À l’initiative de Ludovic Charbonnel, startupper montpelliérain, le programme StartupXChange a permis à dix entrepreneurs locaux de découvrir l’écosystème des startups d’Austin, au Texas. Grand-messe annuelle du numérique, le Digiworld Summit (novembre) a lui aussi pu compter sur l’énergie montpelliéraine pour l’organisation d’une Digiweek, en marge de l’événement. Enfin, la French Tech montpelliéraine s’est largement illustrée dans les allées du CES Las Vegas, emmenant chaque année une délégation plus nombreuse.
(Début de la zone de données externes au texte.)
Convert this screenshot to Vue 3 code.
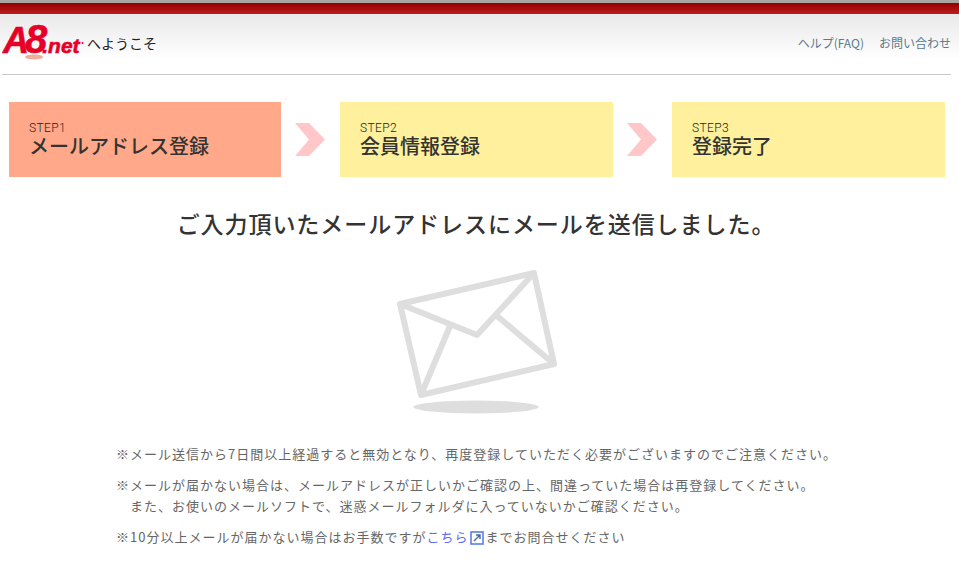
<template>
  <div class="page">
    <div class="topbar"></div>
    <header class="header">
      <div class="header-inner">
        <div class="brand">
          <svg class="logo" width="84" height="50" viewBox="0 0 84 50">
            <ellipse cx="32" cy="43" rx="9" ry="2.6" fill="#f2ab98" />
            <text x="1" y="39"><tspan class="logo-a">A</tspan><tspan class="logo-8" dx="-4">8</tspan><tspan class="logo-net" dx="-5">.net</tspan></text>
            <circle cx="80.5" cy="29" r="1" fill="#e60027" />
          </svg>
          <span class="welcome">へようこそ</span>
        </div>
        <nav class="nav">
          <a>ヘルプ(FAQ)</a>
          <a>お問い合わせ</a>
        </nav>
      </div>
    </header>

    <div class="steps">
      <template v-for="(step, i) in steps" :key="step.no">
        <div class="step" :class="{ current: i === 0 }">
          <span class="no">{{ step.no }}</span>
          <span class="label">{{ step.label }}</span>
        </div>
        <svg v-if="i < steps.length - 1" class="arrow" width="30" height="33" viewBox="0 0 30 33">
          <polygon points="0,0 14,0 30,16.5 14,33 0,33 14,16.5" fill="#ffc7c7" />
        </svg>
      </template>
    </div>

    <h1 class="title">ご入力頂いたメールアドレスにメールを送信しました。</h1>

    <div class="mail">
      <svg width="170" height="146" viewBox="0 0 170 146">
        <g fill="none" stroke="#dedede" stroke-width="6" stroke-linejoin="round">
          <polygon points="11,34 145,3 165,94 32,125" />
          <polyline points="11,34 88,65 145,3" />
          <line x1="61" y1="56" x2="32" y2="125" />
          <line x1="108" y1="46" x2="165" y2="94" />
        </g>
        <ellipse cx="87" cy="137" rx="62.5" ry="6.5" fill="#dedede" />
      </svg>
    </div>

    <div class="notes">
      <p>※メール送信から7日間以上経過すると無効となり、再度登録していただく必要がございますのでご注意ください。</p>
      <p>※メールが届かない場合は、メールアドレスが正しいかご確認の上、間違っていた場合は再登録してください。<br><span class="indent">また、お使いのメールソフトで、迷惑メールフォルダに入っていないかご確認ください。</span></p>
      <p>※10分以上メールが届かない場合はお手数ですが<a class="link">こちら</a><svg class="ext" width="14" height="14" viewBox="0 0 14 14">
          <rect x="1" y="1" width="12" height="12" fill="none" stroke="#5c7cf0" stroke-width="1.6" />
          <path d="M4 10 L10 4 M6 4 H10 V8" fill="none" stroke="#44699c" stroke-width="1.4" />
        </svg>までお問合せください</p>
    </div>
  </div>
</template>

<script setup>
const steps = [
  { no: 'STEP1', label: 'メールアドレス登録' },
  { no: 'STEP2', label: '会員情報登録' },
  { no: 'STEP3', label: '登録完了' }
]
</script>

<style>
html, body {
  background: #fff;
}
</style>

<style scoped>
.page {
  width: 959px;
  height: 563px;
  overflow: hidden;
  font-family: "Noto Sans CJK JP", "Noto Sans", sans-serif;
  color: #333;
  background: #fff;
}

.topbar {
  height: 11px;
  border-top: 3px solid #a9a5a3;
  background: linear-gradient(#960000, #bb1c1c);
}

.header {
  height: 61px;
  background: linear-gradient(#e9e9e9, #fff 75%);
}

.header-inner {
  height: 60px;
  margin: 0 8px 0 2px;
  display: flex;
  justify-content: space-between;
  align-items: flex-start;
  border-bottom: 1px solid #c8c8c8;
}

.brand {
  display: flex;
  align-items: flex-start;
}

.logo {
  display: block;
}

.logo text {
  fill: #e60027;
  stroke: #e60027;
  font-family: "Liberation Sans", sans-serif;
  font-weight: 700;
  font-style: italic;
}

.logo-a {
  font-size: 36px;
  stroke-width: 0.6;
}

.logo-8 {
  font-size: 40px;
  stroke-width: 0.6;
}

.logo-net {
  font-size: 21px;
  stroke-width: 0.6;
}

.welcome {
  margin: 19px 0 0 1px;
  font-size: 14px;
  line-height: 20px;
  color: #222;
}

.nav {
  display: flex;
  gap: 15px;
  margin-top: 20px;
  font-size: 12px;
  line-height: 18px;
  color: #5b7a8c;
}

.steps {
  display: flex;
  align-items: center;
  margin: 27px 14px 0 9px;
  justify-content: space-between;
}

.step {
  width: 273px;
  height: 75px;
  box-sizing: border-box;
  padding: 19px 20px 0;
  background: #fef09c;
  display: flex;
  flex-direction: column;
}

.step.current {
  width: 272px;
  background: #ffa98a;
}

.no {
  font-family: Roboto, sans-serif;
  font-size: 12px;
  line-height: 14px;
  font-weight: 300;
  letter-spacing: 0.4px;
  color: #222;
}

.label {
  font-family: "Liberation Sans", "Noto Sans CJK JP", sans-serif;
  font-size: 20px;
  line-height: 24px;
  font-weight: 500;
}

.arrow {
  display: block;
  margin-right: 2px;
}

.title {
  margin: 31px 0 0;
  padding-right: 7px;
  text-align: center;
  font-size: 23px;
  line-height: 30px;
  font-weight: 500;
  letter-spacing: 0.95px;
}

.mail {
  display: flex;
  justify-content: center;
  margin-top: 32px;
  padding-right: 11px;
}

.mail svg {
  display: block;
}

.notes {
  margin: 27px 0 0 116px;
  font-size: 13px;
  line-height: 21px;
  color: #666;
  letter-spacing: 1px;
}

.notes p {
  margin: 0 0 10px;
}

.indent {
  margin-left: 14px;
}

.link {
  color: #5c6cf5;
}

.ext {
  vertical-align: -3px;
  margin: 0 1px 0 2px;
}
</style>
Xtrem’Up, le rendez-vous des sportifs et des startups, Un tramway nommé Start-up, Start’up Lycée… la liste des événements montpelliérains ne cesse de s’allonger.
À Montpellier, si la visibilité French Tech s’est gagnée par la force du collectif, elle porte aujourd’hui ses fruits puisque les levées de fonds des startups montpelliéraines ont doublé, totalisant près de 100 millions d’euros en 2016. Désormais, les investisseurs ne comptent plus sans la capitale languedocienne.